■ Data in this exercise

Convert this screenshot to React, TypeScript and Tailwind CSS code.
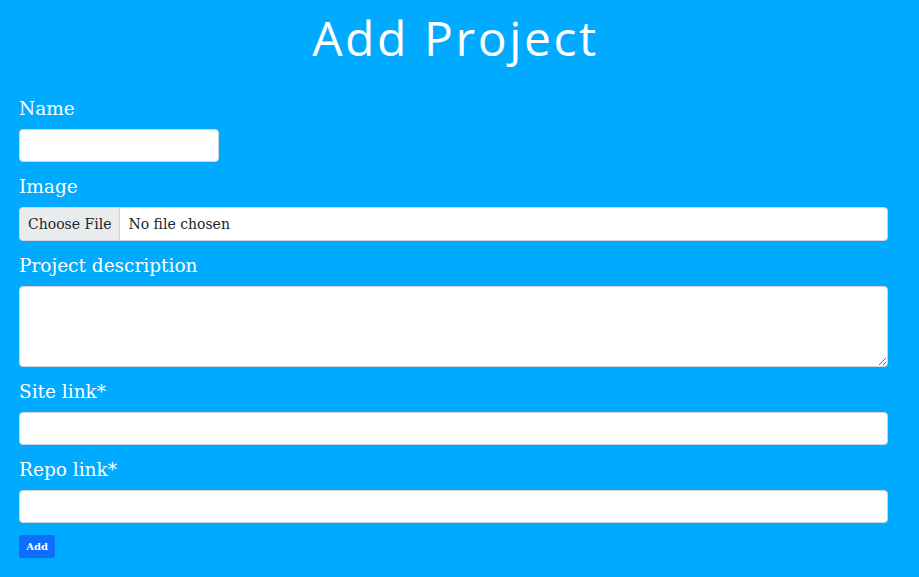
import React, { useState } from 'react';

const labelCls = "block text-[18.5px] leading-[30px] text-white mb-[5px]";
const inputCls = "block w-[869px] h-[33px] bg-white border border-[#ced4da] rounded-[4px] px-3 text-base text-[#212529] outline-none";

export default function App() {
  const [name, setName] = useState('');
  const [description, setDescription] = useState('');
  const [siteLink, setSiteLink] = useState('');
  const [repoLink, setRepoLink] = useState('');

  return (
    <div className="min-h-[577px] w-full bg-[#00aaff] pb-5" style={{ fontFamily: '"DejaVu Serif", serif' }}>
      <h1
        className="text-center text-white text-[48px] leading-[56px] pt-[10px] pb-[28px] pr-[8px] tracking-[2.6px]"
        style={{ fontFamily: '"Open Sans", sans-serif' }}
      >
        Add Project
      </h1>
      <form className="px-[19px]" onSubmit={(e) => e.preventDefault()}>
        <div>
          <label htmlFor="name" className={labelCls}>Name</label>
          <input
            id="name"
            type="text"
            value={name}
            onChange={(e) => setName(e.target.value)}
            className="block w-[200px] h-[33px] bg-white border border-[#ced4da] rounded-[4px] px-3 outline-none"
          />
        </div>
        <div className="mt-[10px]">
          <label htmlFor="image" className={labelCls}>Image</label>
          <input
            id="image"
            type="file"
            className="block w-[869px] h-[34px] bg-white border border-[#ced4da] rounded-[4px] text-[14px] text-[#212529] overflow-hidden file:h-full file:bg-[#e9ecef] file:text-[#212529] file:border-0 file:border-r file:border-solid file:border-[#ced4da] file:px-2 file:mr-2 file:text-[14px] file:font-[inherit]"
          />
        </div>
        <div className="mt-[10px]">
          <label htmlFor="description" className={labelCls}>Project description</label>
          <textarea
            id="description"
            value={description}
            onChange={(e) => setDescription(e.target.value)}
            className="block w-[869px] h-[81px] bg-white border border-[#ced4da] rounded-[4px] px-3 py-1 outline-none"
          />
        </div>
        <div className="mt-[10px]">
          <label htmlFor="site" className={labelCls}>Site link*</label>
          <input
            id="site"
            type="text"
            value={siteLink}
            onChange={(e) => setSiteLink(e.target.value)}
            className={inputCls}
          />
        </div>
        <div className="mt-[10px]">
          <label htmlFor="repo" className={labelCls}>Repo link*</label>
          <input
            id="repo"
            type="text"
            value={repoLink}
            onChange={(e) => setRepoLink(e.target.value)}
            className={inputCls}
          />
        </div>
        <button
          type="submit"
          className="mt-[12px] block w-[36px] h-[23px] bg-[#0d6efd] text-white text-[10px] font-bold rounded-[3px]"
        >
          Add
        </button>
      </form>
    </div>
  );
}
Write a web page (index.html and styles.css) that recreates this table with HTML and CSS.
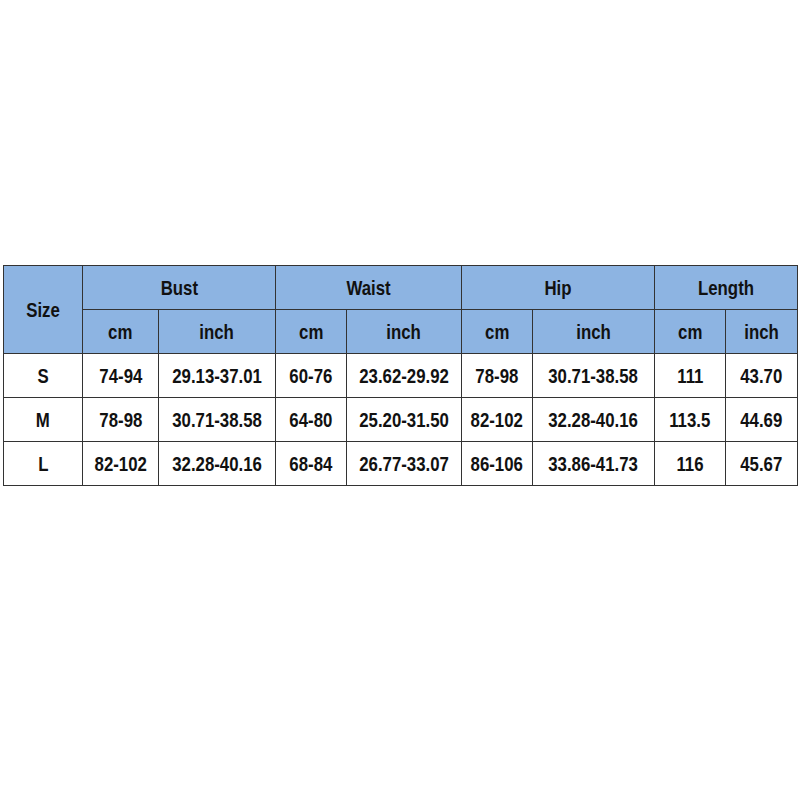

■ What the task requires
Leave out the pictures and copy the rest of the material above exactly.

■ Answer for the task
Convert this screenshot to React, TypeScript and Tailwind CSS code.
import React, { useState } from 'react';

const labelCls = "block text-[18.5px] leading-[30px] text-white mb-[5px]";
const inputCls = "block w-[869px] h-[33px] bg-white border border-[#ced4da] rounded-[4px] px-3 text-base text-[#212529] outline-none";

export default function App() {
  const [name, setName] = useState('');
  const [description, setDescription] = useState('');
  const [siteLink, setSiteLink] = useState('');
  const [repoLink, setRepoLink] = useState('');

  return (
    <div className="min-h-[577px] w-full bg-[#00aaff] pb-5" style={{ fontFamily: '"DejaVu Serif", serif' }}>
      <h1
        className="text-center text-white text-[48px] leading-[56px] pt-[10px] pb-[28px] pr-[8px] tracking-[2.6px]"
        style={{ fontFamily: '"Open Sans", sans-serif' }}
      >
        Add Project
      </h1>
      <form className="px-[19px]" onSubmit={(e) => e.preventDefault()}>
        <div>
          <label htmlFor="name" className={labelCls}>Name</label>
          <input
            id="name"
            type="text"
            value={name}
            onChange={(e) => setName(e.target.value)}
            className="block w-[200px] h-[33px] bg-white border border-[#ced4da] rounded-[4px] px-3 outline-none"
          />
        </div>
        <div className="mt-[10px]">
          <label htmlFor="image" className={labelCls}>Image</label>
          <input
            id="image"
            type="file"
            className="block w-[869px] h-[34px] bg-white border border-[#ced4da] rounded-[4px] text-[14px] text-[#212529] overflow-hidden file:h-full file:bg-[#e9ecef] file:text-[#212529] file:border-0 file:border-r file:border-solid file:border-[#ced4da] file:px-2 file:mr-2 file:text-[14px] file:font-[inherit]"
          />
        </div>
        <div className="mt-[10px]">
          <label htmlFor="description" className={labelCls}>Project description</label>
          <textarea
            id="description"
            value={description}
            onChange={(e) => setDescription(e.target.value)}
            className="block w-[869px] h-[81px] bg-white border border-[#ced4da] rounded-[4px] px-3 py-1 outline-none"
          />
        </div>
        <div className="mt-[10px]">
          <label htmlFor="site" className={labelCls}>Site link*</label>
          <input
            id="site"
            type="text"
            value={siteLink}
            onChange={(e) => setSiteLink(e.target.value)}
            className={inputCls}
          />
        </div>
        <div className="mt-[10px]">
          <label htmlFor="repo" className={labelCls}>Repo link*</label>
          <input
            id="repo"
            type="text"
            value={repoLink}
            onChange={(e) => setRepoLink(e.target.value)}
            className={inputCls}
          />
        </div>
        <button
          type="submit"
          className="mt-[12px] block w-[36px] h-[23px] bg-[#0d6efd] text-white text-[10px] font-bold rounded-[3px]"
        >
          Add
        </button>
      </form>
    </div>
  );
}
Write a web page (index.html and styles.css) that recreates this table with HTML and CSS.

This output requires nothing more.